The post-Budget sell off in the UK bond market has been brutal. The 2-year yield is higher by 32 bps since Wednesday, while the 10-year yield is higher by 21 bps. The sell off in 2-year yields was down to concerns that the BOE will need to slow down the pace of rate cuts. The implied interest rate for September 2025 is now 4.10%, this had been 3.81% before the Budget. Thus, on the back of Rachel Reeves’ tax and spend plans in her first Budget, the market has priced out over one interest rate cut from the BOE.

Pension LDI investments, protected for now

The selling in the UK bond market on Thursday was mostly concentrated in the short to end of the UK bond market. The 30-year Gilt yield rose at a more moderate pace and is higher by 21bps since the Budget was announced. This is still a steep move; however, it suggests that pension fund Liability Driven Investment, is relatively protected for now. However, if the sell off continues, or if the 30-year yield plays catch up, then another LDI crisis cannot be ruled out. The 30-year yield is higher by 5 bps on Friday morning.

Since a 5-year mortgage is typical in the UK, the surge in bond yields this week will impact the mortgage market, and mortgages will be more expensive both to re-finance and for first time buyers. As we mentioned, unless the recent rise in bond yields is reversed in the next few days, then higher yields may also impact next week’s Bank of England growth and inflation forecasts, as they base their forecasts on the expected path for Bank Rate. Thus, the recent outperformance of UK GDP could be damaged by the recent rise in bond yields.
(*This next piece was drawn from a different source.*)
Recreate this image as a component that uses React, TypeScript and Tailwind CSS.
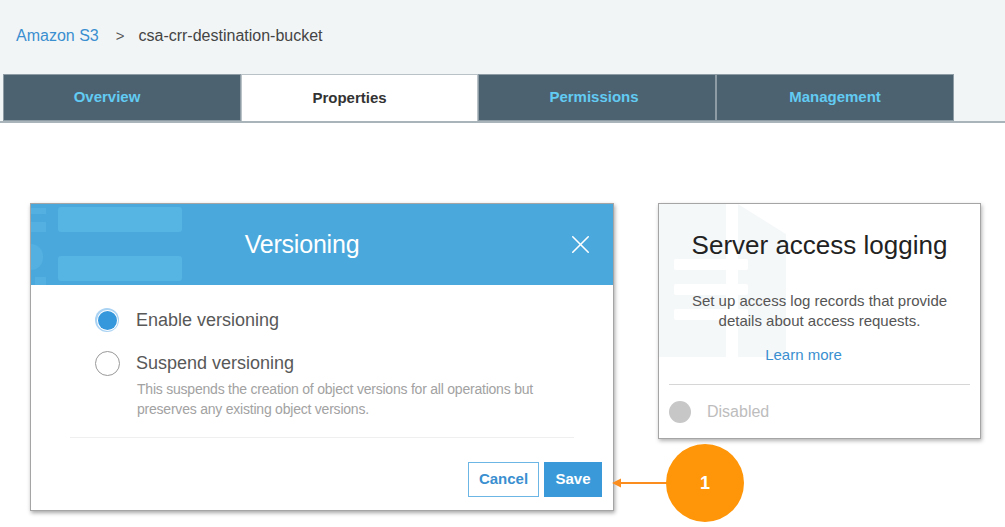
import { X } from 'lucide-react';

const tabs = [
  { label: 'Overview', active: false, shift: 'pr-[30px]' },
  { label: 'Properties', active: true, shift: 'pr-[20px]' },
  { label: 'Permissions', active: false, shift: 'pr-[6px]' },
  { label: 'Management', active: false, shift: 'pr-0' },
];

function Tabs() {
  return (
    <div className="flex pl-[3px] border-b-2 border-[#a9b4ba]">
      {tabs.map(t => (
        <div
          key={t.label}
          className={
            (t.active
              ? 'w-[237px] h-[47px] bg-white border border-b-0 border-[#b9c2c7] flex items-center justify-center text-[15px] font-bold text-[#333] '
              : 'w-[238px] h-[47px] bg-[#4d6270] border border-[#8d9ca5] flex items-center justify-center text-[15px] font-bold text-[#62cbf3] ') + t.shift
          }
        >
          {t.label}
        </div>
      ))}
    </div>
  );
}

function VersioningModal() {
  return (
    <div className="w-[584px] h-[308px] bg-white border border-[#a5a5a5] shadow-[1px_2px_4px_rgba(0,0,0,0.35)] flex flex-col">
      <div className="relative h-[81px] bg-[#4aa8dc] flex items-center justify-center pr-[40px] overflow-hidden">
        {/* faded watermark */}
        <div className="absolute left-[27px] top-[3px] w-[124px] h-[25px] rounded-[3px] bg-[#56b5e3]" />
        <div className="absolute left-[27px] top-[52px] w-[124px] h-[25px] rounded-[3px] bg-[#56b5e3]" />
        <div className="absolute left-0 top-[4px] w-[15px] h-[6px] bg-[#53b0e0]" />
        <div className="absolute left-0 top-[18px] w-[15px] h-[10px] bg-[#53b0e0]" />
        <div className="absolute left-[-12px] top-[40px] w-[24px] h-[26px] rounded-full bg-[#53b0e0]" />
        <div className="absolute left-[4px] top-[73px] w-[11px] h-[8px] bg-[#53b0e0]" />
        <span className="relative text-white text-[25px] font-light tracking-[-0.2px]">Versioning</span>
        <X className="absolute right-[17px] top-[25px] text-white" size={31} strokeWidth={1.2} />
      </div>

      <div className="flex-1 flex flex-col">
        <div className="pl-[64px] pt-[23px] flex flex-col">
          <div className="flex items-center h-[24px]">
            <div className="w-[24px] h-[24px] rounded-full bg-[#a9d2f3] flex items-center justify-center">
              <div className="w-[21px] h-[21px] rounded-full bg-white flex items-center justify-center">
                <div className="w-[19px] h-[19px] rounded-full bg-[#3597dc]" />
              </div>
            </div>
            <span className="ml-[17px] text-[18px] text-[#585858]">Enable versioning</span>
          </div>
          <div className="flex items-center h-[24px] mt-[19px]">
            <div className="w-[25px] h-[25px] rounded-full border border-[#999] bg-white" />
            <span className="ml-[16px] text-[18px] text-[#585858]">Suspend versioning</span>
          </div>
          <p className="ml-[42px] mt-[4px] text-[14px] leading-[20px] text-[#a2a2a2] tracking-[-0.22px]">
            This suspends the creation of object versions for all operations but
            <br />
            preserves any existing object versions.
          </p>
        </div>
        <div className="mx-[39px] mt-[18px] h-px bg-[#efefef]" />
        <div className="flex justify-end gap-[5px] pr-[11px] mt-[24px]">
          <button className="w-[71px] h-[35px] border border-[#6cb6e6] text-[#3a8fd0] text-[15px] font-bold bg-white">
            Cancel
          </button>
          <button className="w-[58px] h-[35px] bg-[#3a9ad9] text-white text-[15px] font-bold">Save</button>
        </div>
      </div>
    </div>
  );
}

function LoggingCard() {
  return (
    <div className="relative w-[323px] h-[236px] bg-white border border-[#a5a5a5] shadow-[1px_2px_4px_rgba(0,0,0,0.3)] overflow-hidden">
      {/* document watermark */}
      <svg className="absolute left-0 top-0" width="130" height="160" viewBox="0 0 130 160">
        <path d="M0 0 H67 V153 H0 Z" fill="#f5f8f9" />
        <path d="M79 0 L127 30 V153 H79 Z" fill="#f5f8f9" />
        <rect x="15" y="55" width="74" height="11" rx="2" fill="#ffffff" />
        <rect x="15" y="80" width="74" height="11" rx="2" fill="#ffffff" />
        <rect x="15" y="105" width="74" height="11" rx="2" fill="#ffffff" />
      </svg>
      <div className="relative flex flex-col items-center">
        <h2 className="mt-[25px] text-[26px] text-[#222] leading-[32px]">Server access logging</h2>
        <p className="mt-[30px] text-[15px] leading-[20px] text-[#555] text-center">
          Set up access log records that provide
          <br />
          details about access requests.
        </p>
        <span className="mt-[14px] mr-[32px] text-[15px] leading-[20px] text-[#3a8fd0]">Learn more</span>
      </div>
      <div className="relative mx-[10px] mt-[19px] h-px bg-[#d6d6d6]" />
      <div className="relative flex items-center pl-[10px] mt-[15px]">
        <div className="w-[22px] h-[22px] rounded-full bg-[#c7c7c7]" />
        <span className="ml-[16px] text-[16px] text-[#bdbdbd]">Disabled</span>
      </div>
    </div>
  );
}

export default function App() {
  return (
    <div
      className="relative w-[1005px] h-[527px] overflow-hidden bg-white"
      style={{ fontFamily: '"Liberation Sans", Arial, sans-serif' }}
    >
      <div className="bg-[#f2f5f6] pt-[26px]">
        <div className="flex items-center h-[20px] pl-[16px] text-[16px]">
          <span className="text-[#3a8fd0]">Amazon S3</span>
          <span className="ml-[17px] text-[#555] text-[15px]">&gt;</span>
          <span className="ml-[14px] text-[#444]">csa-crr-destination-bucket</span>
        </div>
        <div className="mt-[28px]">
          <Tabs />
        </div>
      </div>

      <div className="flex items-start pt-[80px] pl-[30px] gap-[44px]">
        <VersioningModal />
        <LoggingCard />
      </div>

      {/* step annotation */}
      <div className="absolute left-[612px] top-[477px] flex items-center">
        <svg width="56" height="12" viewBox="0 0 56 12">
          <path d="M0 6 L9 1.5 V10.5 Z" fill="#fb8c1e" />
          <path d="M8 6 H56" stroke="#fb8c1e" strokeWidth="2" />
        </svg>
      </div>
      <div className="absolute left-[666px] top-[444px] w-[78px] h-[78px] rounded-full bg-[#ff9508] flex items-center justify-center text-white text-[18px] font-bold">
        1
      </div>
    </div>
  );
}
Budget: The Elephant in the room at Threadneedle Street

The move in UK Gilts highlights how vulnerable the UK bond market is to higher levels of debt issuance. The government has learnt this the hard way. Looking ahead, the market will be focused on the Bank of England meeting. Will the BOE take steps to calm the bond market on Thursday if the sell off continues? We do not think that they will step in and buy bonds at this stage, but it will be the elephant in the room at Threadneedle Street next week.
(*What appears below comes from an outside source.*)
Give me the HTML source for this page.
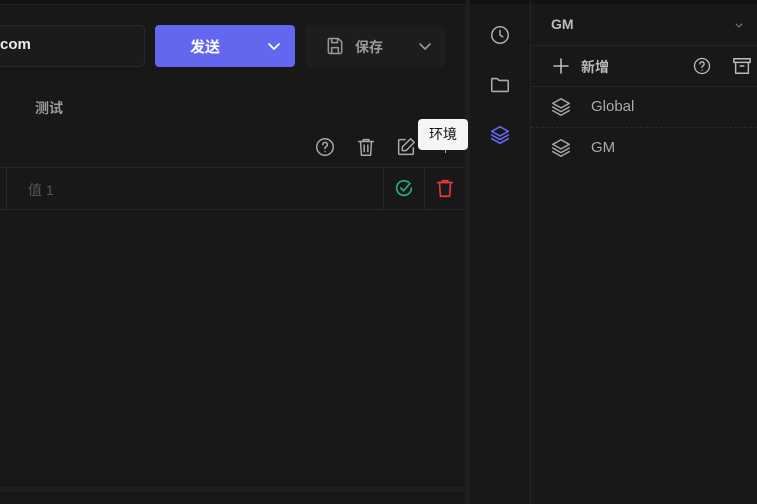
<!DOCTYPE html>
<html><head><meta charset="utf-8"><style>
*{margin:0;padding:0;box-sizing:border-box}
body{width:757px;height:504px;background:#181818;font-family:"Liberation Sans","Noto Sans CJK SC",sans-serif;position:relative;overflow:hidden;color:#ccc}
.a{position:absolute}
svg{position:absolute;fill:none;stroke-linecap:round;stroke-linejoin:round}
</style></head><body>
<div class="a" style="left:0;top:0;width:757px;height:4px;background:#121212"></div>
<div class="a" style="left:0;top:4px;width:465px;height:1px;background:#222"></div>
<!-- divider -->
<div class="a" style="left:465px;top:0;width:5px;height:504px;background:#1e1e1e"></div>
<div class="a" style="left:0;top:487px;width:465px;height:5px;background:#1e1e1e"></div>
<div class="a" style="left:530px;top:0;width:1px;height:504px;background:#262626"></div>
<!-- url input -->
<div class="a" style="left:-10px;top:25px;width:155px;height:42px;border:1px solid #2a2a2a;border-radius:5px;background:#1b1b1b"></div>
<div class="a" style="left:0;top:36px;font-size:15px;font-weight:bold;color:#eee">com</div>
<!-- send -->
<div class="a" style="left:155px;top:25px;width:140px;height:42px;border-radius:4px;background:#6366ee"></div>
<div class="a" style="left:190px;top:36px;font-size:15px;font-weight:bold;color:#fff">发送</div>
<svg style="left:266px;top:38px" width="16" height="16" viewBox="0 0 16 16" stroke="#fff" stroke-width="1.8"><path d="M3 6l5 5 5-5"/></svg>
<!-- save -->
<div class="a" style="left:305px;top:25px;width:140px;height:42px;border-radius:5px;background:#1d1d1d"></div>
<svg style="left:325px;top:36px" width="20" height="20" viewBox="0 0 24 24" stroke="#999" stroke-width="1.8"><path d="M5 3h11l4 4v12a2 2 0 0 1-2 2H6a2 2 0 0 1-2-2V5a2 2 0 0 1 1-2z M8 3v5h7V3 M8 21v-7h8v7"/></svg>
<div class="a" style="left:355px;top:37px;font-size:14px;font-weight:bold;color:#999">保存</div>
<svg style="left:417px;top:38px" width="16" height="16" viewBox="0 0 16 16" stroke="#999" stroke-width="1.6"><path d="M3 6l5 5 5-5"/></svg>
<div class="a" style="left:35px;top:98px;font-size:14px;font-weight:bold;color:#999">测试</div>
<!-- icons row -->
<svg style="left:314px;top:136px" width="22" height="22" viewBox="0 0 24 24" stroke="#aaa" stroke-width="1.6"><circle cx="12" cy="12" r="9"/><path d="M9.5 9.5a2.5 2.5 0 1 1 3.5 2.3c-.7.3-1 .8-1 1.5v.5M12 17h.01"/></svg>
<svg style="left:355px;top:136px" width="22" height="22" viewBox="0 0 24 24" stroke="#aaa" stroke-width="1.6"><path d="M4 6h16M9 6V4h6v2M6 6l1 15h10l1-15M10 10v7M14 10v7"/></svg>
<svg style="left:395px;top:136px" width="22" height="22" viewBox="0 0 24 24" stroke="#aaa" stroke-width="1.6"><path d="M11 4H5a1 1 0 0 0-1 1v14a1 1 0 0 0 1 1h14a1 1 0 0 0 1-1v-6M17 3l4 4-9 9H8v-4z"/></svg>
<div class="a" style="left:445px;top:140px;width:1px;height:13px;background:#aaa"></div>
<div class="a" style="left:418px;top:119px;width:50px;height:31px;background:#f5f5f5;border-radius:4px;color:#111;font-size:14px;line-height:31px;text-align:center;z-index:2">环境</div>
<!-- table row -->
<div class="a" style="left:0;top:167px;width:465px;height:1px;background:#262626"></div>
<div class="a" style="left:0;top:209px;width:465px;height:1px;background:#262626"></div>
<div class="a" style="left:6px;top:168px;width:1px;height:41px;background:#262626"></div>
<div class="a" style="left:383px;top:168px;width:1px;height:41px;background:#262626"></div>
<div class="a" style="left:424px;top:168px;width:1px;height:41px;background:#262626"></div>
<div class="a" style="left:28px;top:180px;font-size:14px;color:#555">值 1</div>
<svg style="left:393px;top:177px" width="22" height="22" viewBox="0 0 24 24" stroke="#22b07d" stroke-width="1.8"><path d="M20 12a8 8 0 1 1-3-6.2M8.5 12l3 3 7-8"/></svg>
<svg style="left:434px;top:177px" width="22" height="22" viewBox="0 0 24 24" stroke="#e5383b" stroke-width="1.8"><path d="M4 6h16M9 6V4h6v2M6 6l1 15h10l1-15"/></svg>
<!-- side icons -->
<svg style="left:489px;top:24px" width="22" height="22" viewBox="0 0 24 24" stroke="#aaa" stroke-width="1.7"><circle cx="12" cy="12" r="9"/><path d="M12 7v5l3 2"/></svg>
<svg style="left:489px;top:74px" width="22" height="22" viewBox="0 0 24 24" stroke="#aaa" stroke-width="1.7"><path d="M3 6a1 1 0 0 1 1-1h5l2 2h9a1 1 0 0 1 1 1v10a1 1 0 0 1-1 1H4a1 1 0 0 1-1-1z"/></svg>
<svg style="left:489px;top:124px" width="22" height="22" viewBox="0 0 24 24" stroke="#6366ee" stroke-width="1.8"><path d="M12 3l9 5-9 5-9-5zM3 12l9 5 9-5M3 16l9 5 9-5"/></svg>
<!-- right panel -->
<div class="a" style="left:551px;top:16px;font-size:14px;font-weight:bold;color:#bbb">GM</div>
<svg style="left:734px;top:20px" width="10" height="10" viewBox="0 0 10 10" stroke="#777" stroke-width="1.2"><path d="M2 4l3 3 3-3"/></svg>
<div class="a" style="left:531px;top:45px;width:226px;height:1px;background:#262626"></div>
<svg style="left:552px;top:57px" width="18" height="18" viewBox="0 0 18 18" stroke="#bbb" stroke-width="1.6"><path d="M9 2v14M2 9h14"/></svg>
<div class="a" style="left:581px;top:57px;font-size:14px;font-weight:bold;color:#bbb">新增</div>
<svg style="left:692px;top:56px" width="20" height="20" viewBox="0 0 24 24" stroke="#bbb" stroke-width="1.6"><circle cx="12" cy="12" r="9"/><path d="M9.5 9.5a2.5 2.5 0 1 1 3.5 2.3c-.7.3-1 .8-1 1.5v.5M12 17h.01"/></svg>
<svg style="left:731px;top:56px" width="22" height="20" viewBox="0 0 24 22" stroke="#bbb" stroke-width="1.6"><path d="M3 3h18v4H3zM5 7v12h14V7M10 11h4"/></svg>
<div class="a" style="left:531px;top:86px;width:226px;height:1px;background:#262626"></div>
<svg style="left:550px;top:96px" width="22" height="22" viewBox="0 0 24 24" stroke="#aaa" stroke-width="1.6"><path d="M12 3l9 5-9 5-9-5zM3 12l9 5 9-5M3 16l9 5 9-5"/></svg>
<div class="a" style="left:591px;top:98px;font-size:15px;color:#aaa">Global</div>
<svg style="left:736px;top:97px" width="10" height="20" viewBox="0 0 10 20" fill="#aaa"><circle cx="5" cy="3" r="1.6"/><circle cx="5" cy="10" r="1.6"/><circle cx="5" cy="17" r="1.6"/></svg>
<div class="a" style="left:531px;top:127px;width:226px;height:0;border-top:1px dashed #2a2a2a"></div>
<svg style="left:550px;top:137px" width="22" height="22" viewBox="0 0 24 24" stroke="#aaa" stroke-width="1.6"><path d="M12 3l9 5-9 5-9-5zM3 12l9 5 9-5M3 16l9 5 9-5"/></svg>
<div class="a" style="left:591px;top:139px;font-size:15px;color:#aaa">GM</div>
<svg style="left:736px;top:138px" width="10" height="20" viewBox="0 0 10 20" fill="#aaa"><circle cx="5" cy="3" r="1.6"/><circle cx="5" cy="10" r="1.6"/><circle cx="5" cy="17" r="1.6"/></svg>
</body></html>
GBP gets dragged lower by bond market rout

The pound is volatile this morning. GBP sold off on the back of the bond sell off on Thursday afternoon. Today it is hovering around the $1.29 level, the lowest level since August. The Budget has triggered risk aversion across UK asset classes. The pound is the weakest performer in the G10 FX space since the Budget, GBP/USD is down 0.5% and GBP/JPY is down by more than 1%. This is a sign that the market jitters in the UK bond market are hitting the FX market, until we see UK yields stabilize, then the pound could be at risk.

UK stocks: International factors help UK market to recover

At the start of trading on Friday, European shares have opened higher. The FTSE 100 and the FTSE 250 are both higher. The UK stock markets are internationally focused, so they are somewhat protected from domestic fiscal worries. The FTSE 100 is getting a boost from a 1.7% rise in the Brent crude oil price, which is back above $74.50 on Friday on reports that Iran could attack Israel via its proxies. The ‘war premium’ remains low for the oil price, however, it does raise its head every so often, which is keeping the price of oil volatile. Reckitt Benckiser is the top performer on the FTSE 100 today, and is higher by more than 10%, after it won a legal case in the US over its baby formula brand.
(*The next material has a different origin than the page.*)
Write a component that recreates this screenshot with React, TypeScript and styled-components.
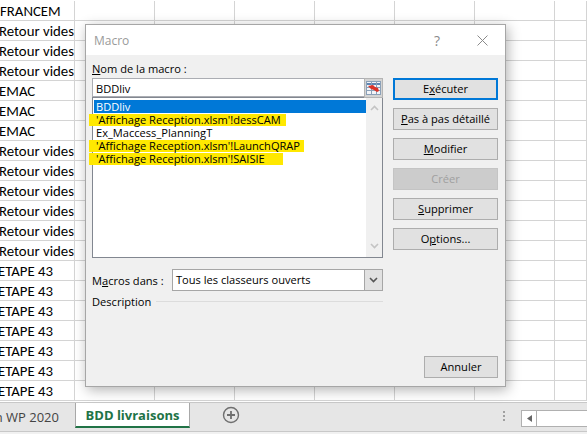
import React from "react";
import styled, { createGlobalStyle } from "styled-components";

const GlobalStyle = createGlobalStyle`
  html, body {
    margin: 0;
    padding: 0;
    background: #fff;
  }
  body {
    width: 587px;
    height: 434px;
    overflow: hidden;
  }
`;

const Page = styled.div`
  position: relative;
  width: 587px;
  height: 434px;
  overflow: hidden;
  background: #fff;
`;

// Sheet
const Sheet = styled.div`
  display: grid;
  grid-template-columns: 75px repeat(6, 80px) 32px;
  grid-auto-rows: 20px;
  box-sizing: border-box;
  height: 402px;
  padding-top: 1px;
  overflow: hidden;
`;

const Cell = styled.div<{ $shift?: number }>`
  border-right: 1px solid #d4d4d4;
  border-bottom: 1px solid #d4d4d4;
  box-sizing: border-box;
  font: 14.8px/20px Carlito, Lato, sans-serif;
  color: #000;
  white-space: nowrap;
  overflow: hidden;
  text-indent: ${(p) => p.$shift ?? 0}px;
`;

// Tabs
const TabBar = styled.div`
  display: flex;
  align-items: flex-start;
  height: 28px;
  background: #e6e6e6;
  border-top: 1px solid #c8c8c8;
  border-bottom: 1px solid #c8c8c8;
  overflow: hidden;
`;

const OtherTab = styled.div`
  width: 75px;
  height: 24px;
  text-align: right;
  padding-right: 16px;
  box-sizing: border-box;
  white-space: nowrap;
  overflow: hidden;
  font: 13px/29px "Open Sans", sans-serif;
  color: #444;
  direction: rtl;
`;

const ActiveTab = styled.div`
  width: 115px;
  height: 26px;
  box-sizing: border-box;
  background: #fff;
  border-left: 1px solid #a8a8a8;
  border-right: 1px solid #a8a8a8;
  border-bottom: 2px solid #217346;
  color: #217346;
  font: 700 13px/27px "Open Sans", sans-serif;
  text-align: center;
  margin-top: -1px;
`;

const AddTab = styled.div`
  margin: 3px 0 0 32px;
  width: 18px;
  height: 18px;
  color: #6f6f6f;
`;

const TabSpacer = styled.div`
  flex: 1;
`;

const SplitDots = styled.div`
  display: flex;
  flex-direction: column;
  gap: 2px;
  margin: 8px 16px 0 0;
  & > i {
    width: 2px;
    height: 2px;
    background: #a0a0a0;
  }
`;

const ScrollLeft = styled.div`
  display: flex;
  align-items: center;
  justify-content: center;
  width: 14px;
  height: 15px;
  margin-top: 7px;
  background: #fff;
  border: 1px solid #b0b0b0;
  color: #666;
`;

const ScrollTrack = styled.div`
  width: 50px;
  height: 15px;
  margin-top: 7px;
  background: #fff;
  border: 1px solid #b0b0b0;
  border-left: 0;
  border-right: 0;
`;

const Status = styled.div`
  height: 3px;
  background: #f1f1f1;
`;

// Dialog
const Dialog = styled.div`
  position: absolute;
  left: 85px;
  top: 24px;
  width: 421px;
  height: 363px;
  box-sizing: border-box;
  border: 1px solid #a6a6a6;
  background: #f0f0f0;
  box-shadow: 2px 3px 12px rgba(0, 0, 0, 0.3);
  font: 11.1px "Open Sans", sans-serif;
  color: #000;
  display: flex;
  flex-direction: column;
`;

const TitleBar = styled.div`
  display: flex;
  align-items: center;
  height: 30px;
  background: #fff;
  padding: 0 17px 0 8px;
  color: #9a9a9a;
  font-size: 12px;
`;

const Title = styled.div`
  flex: 1;
`;

const Help = styled.div`
  margin-right: 37px;
  font-size: 14px;
  color: #8a8a8a;
`;

const Body = styled.div`
  flex: 1;
  display: grid;
  grid-template-columns: 291px 105px;
  column-gap: 10px;
  padding: 0 0 8px 6px;
  min-height: 0;
`;

const LeftColumn = styled.div`
  display: flex;
  flex-direction: column;
`;

const FieldLabel = styled.label`
  display: block;
  line-height: 16px;
  margin-top: 6px;
  height: 17px;
`;

const NameRow = styled.div`
  display: flex;
  height: 19px;
`;

const NameInput = styled.div`
  flex: 1;
  background: #fff;
  border: 1px solid #abadb3;
  border-right: 0;
  padding-left: 3px;
  line-height: 19px;
`;

const RefButton = styled.div`
  width: 19px;
  height: 20px;
  display: flex;
  align-items: center;
  justify-content: center;
  background: #d4d4d4;
  border: 1px solid #b4b4b4;
  box-sizing: border-box;
  position: relative;
  z-index: 1;
`;

const ListBox = styled.div`
  position: relative;
  height: 161px;
  box-sizing: border-box;
  background: #fff;
  border: 1px solid #828790;
  padding: 2px 16px 0 1px;
`;

const ListRow = styled.div<{ $selected?: boolean }>`
  position: relative;
  height: 13px;
  line-height: 13px;
  padding-left: 2px;
  white-space: nowrap;
  background: ${(p) => (p.$selected ? "#0078d7" : "transparent")};
  color: ${(p) => (p.$selected ? "#fff" : "#000")};
`;

const RowText = styled.span`
  position: relative;
`;

const Marker = styled.span<{ $width: number }>`
  position: absolute;
  left: -5px;
  top: 1px;
  height: 12px;
  width: ${(p) => p.$width}px;
  background: #ffe800;
`;

const ListScroll = styled.div`
  position: absolute;
  top: 0;
  right: 0;
  bottom: 0;
  width: 16px;
  background: #f0f0f0;
  display: flex;
  flex-direction: column;
  justify-content: space-between;
  align-items: center;
  padding: 7px 0 8px;
  box-sizing: border-box;
  color: #c4c4c4;
`;

const ScopeRow = styled.div`
  display: flex;
  align-items: center;
  margin-top: 11px;
  height: 22px;
`;

const ScopeLabel = styled.label`
  width: 80px;
`;

const Combo = styled.div`
  flex: 1;
  display: flex;
  height: 22px;
  box-sizing: border-box;
  background: #fff;
  border: 1px solid #a6a6a6;
`;

const ComboText = styled.div`
  flex: 1;
  padding-left: 3px;
  line-height: 20px;
`;

const ComboArrow = styled.div`
  width: 17px;
  display: flex;
  align-items: center;
  justify-content: center;
  background: #e1e1e1;
  border-left: 1px solid #a6a6a6;
  color: #555;
`;

const DescriptionRow = styled.div`
  display: flex;
  align-items: center;
  gap: 5px;
  margin-top: 2px;
  height: 16px;
  &::after {
    content: "";
    flex: 1;
    height: 1px;
    background: #dcdcdc;
  }
`;

const RightColumn = styled.div`
  display: flex;
  flex-direction: column;
  padding-top: 23px;
`;

const ActionButton = styled.div<{ $primary?: boolean; $disabled?: boolean }>`
  height: 22px;
  margin-bottom: 8px;
  box-sizing: border-box;
  text-align: center;
  line-height: ${(p) => (p.$primary ? 18 : 20)}px;
  background: ${(p) => (p.$disabled ? "#cccccc" : "#e1e1e1")};
  border: ${(p) => (p.$primary ? "2px solid #0078d7" : p.$disabled ? "1px solid #c4c4c4" : "1px solid #adadad")};
  color: ${(p) => (p.$disabled ? "#a0a0a0" : "#000")};
`;

const CancelButton = styled(ActionButton)`
  width: 74px;
  margin: auto 0 0 auto;
`;

const macros = [
  { name: "BDDliv", selected: true },
  { name: "'Affichage Reception.xlsm'!dessCAM", marker: 197 },
  { name: "Ex_Maccess_PlanningT" },
  { name: "'Affichage Reception.xlsm'!LaunchQRAP", marker: 215 },
  { name: "'Affichage Reception.xlsm'!SAISIE", marker: 194 },
];

const sheetRows = [
  { text: "FRANCEM", shift: 0 },
  ...Array(3).fill({ text: "Retour vides", shift: -1 }),
  ...Array(3).fill({ text: "EMAC", shift: -1 }),
  ...Array(6).fill({ text: "Retour vides", shift: -1 }),
  ...Array(7).fill({ text: "ETAPE 43", shift: -2 }),
];

const RefIcon = () => (
  <svg width="15" height="14" viewBox="0 0 15 14">
    <rect x="0.5" y="0.5" width="14" height="13" fill="#f2f4f8" stroke="#8aa0b8" />
    <path d="M1 3h13" stroke="#5f86b3" strokeWidth="2" />
    <path d="M0 6.5h15M0 9.5h15M5.5 0v14M10.5 0v14" stroke="#8aa0b8" />
    <path d="M2 5l5-1 2 2 3 1 1 3-2 1-3-2-3-1z" fill="#dc3328" />
  </svg>
);

const Chevron = ({ up }: { up?: boolean }) => (
  <svg width="9" height="6" viewBox="0 0 9 6">
    <path
      d={up ? "M1 5l3.5-3.5L8 5" : "M1 1l3.5 3.5L8 1"}
      fill="none"
      stroke="currentColor"
      strokeWidth="1.6"
    />
  </svg>
);

export default function App() {
  return (
    <Page>
      <GlobalStyle />
      <Sheet>
        {sheetRows.map((row, i) => (
          <React.Fragment key={i}>
            <Cell $shift={row.shift}>{row.text}</Cell>
            {Array.from({ length: 7 }).map((_, j) => (
              <Cell key={j} />
            ))}
          </React.Fragment>
        ))}
      </Sheet>
      <TabBar>
        <OtherTab>n WP 2020</OtherTab>
        <ActiveTab>BDD livraisons</ActiveTab>
        <AddTab>
          <svg width="18" height="18" viewBox="0 0 18 18">
            <circle cx="9" cy="9" r="7.5" fill="none" stroke="currentColor" strokeWidth="1.4" />
            <path d="M9 5v8M5 9h8" stroke="currentColor" strokeWidth="1.8" />
          </svg>
        </AddTab>
        <TabSpacer />
        <SplitDots>
          <i />
          <i />
          <i />
        </SplitDots>
        <ScrollLeft>
          <svg width="5" height="7" viewBox="0 0 5 7">
            <path d="M5 0v7L0 3.5z" fill="currentColor" />
          </svg>
        </ScrollLeft>
        <ScrollTrack />
      </TabBar>
      <Status />

      <Dialog>
        <TitleBar>
          <Title>Macro</Title>
          <Help>?</Help>
          <svg width="11" height="11" viewBox="0 0 11 11">
            <path d="M0.5 0.5l10 10M10.5 0.5l-10 10" stroke="#8a8a8a" />
          </svg>
        </TitleBar>
        <Body>
          <LeftColumn>
            <FieldLabel>
              <u>N</u>om de la macro :
            </FieldLabel>
            <NameRow>
              <NameInput>BDDliv</NameInput>
              <RefButton>
                <RefIcon />
              </RefButton>
            </NameRow>
            <ListBox>
              {macros.map((m) => (
                <ListRow key={m.name} $selected={m.selected}>
                  {m.marker && <Marker $width={m.marker} />}
                  <RowText>{m.name}</RowText>
                </ListRow>
              ))}
              <ListScroll>
                <Chevron up />
                <Chevron />
              </ListScroll>
            </ListBox>
            <ScopeRow>
              <ScopeLabel>
                M<u>a</u>cros dans :
              </ScopeLabel>
              <Combo>
                <ComboText>Tous les classeurs ouverts</ComboText>
                <ComboArrow>
                  <Chevron />
                </ComboArrow>
              </Combo>
            </ScopeRow>
            <DescriptionRow>Description</DescriptionRow>
          </LeftColumn>
          <RightColumn>
            <ActionButton $primary>
              E<u>x</u>écuter
            </ActionButton>
            <ActionButton>
              <u>P</u>as à pas détaillé
            </ActionButton>
            <ActionButton>
              <u>M</u>odifier
            </ActionButton>
            <ActionButton $disabled>Créer</ActionButton>
            <ActionButton>
              <u>S</u>upprimer
            </ActionButton>
            <ActionButton>
              O<u>p</u>tions...
            </ActionButton>
            <CancelButton>Annuler</CancelButton>
          </RightColumn>
        </Body>
      </Dialog>
    </Page>
  );
}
US Payrolls: Unreliable numbers

US payrolls are the main economic data release today; however, it is difficult to assess how they will impact markets. The market is expecting a sharp slowdown in payrolls growth in October, with 100k jobs expected, down from 254k in September. However, hurricanes and the Boeing strike are likely to sway these numbers, so traders may look through them. They also might not meaningfully impact next week’s Fed decision. The unemployment rate is expected to remain steady at 4.1%, and average hourly earnings growth is expected to remain at a 4% annual rate.

Big tech: Not singing on the same hymn sheet

Elsewhere, S&P 500 futures are pointing to a higher open later today, after yesterday’s sell off. Microsoft, ARM and Nvidia were some of the biggest decliners in the US market yesterday. Ahead of the US open, there are two opposing tech stories that will impact the market. Amazon’s share price is higher by 5% in the pre-market, after it reported stronger revenues for last quarter. Revenues were $158.9bn, 11% higher YoY. Amazon Web Services regained momentum and the online retail operation also performed well. However, Apple’s share price is lower by more than 1.5% in pre-market trading. Its earnings report showed net income and revenues that were inline with expectations. EPS was stronger than expected at $1.64, vs. $1.59 expected. The problem with Apple’s results was the weaker than expected forecast for this quarter’s revenues, and weakness in China. This is a reminder that big tech does not always move in unison.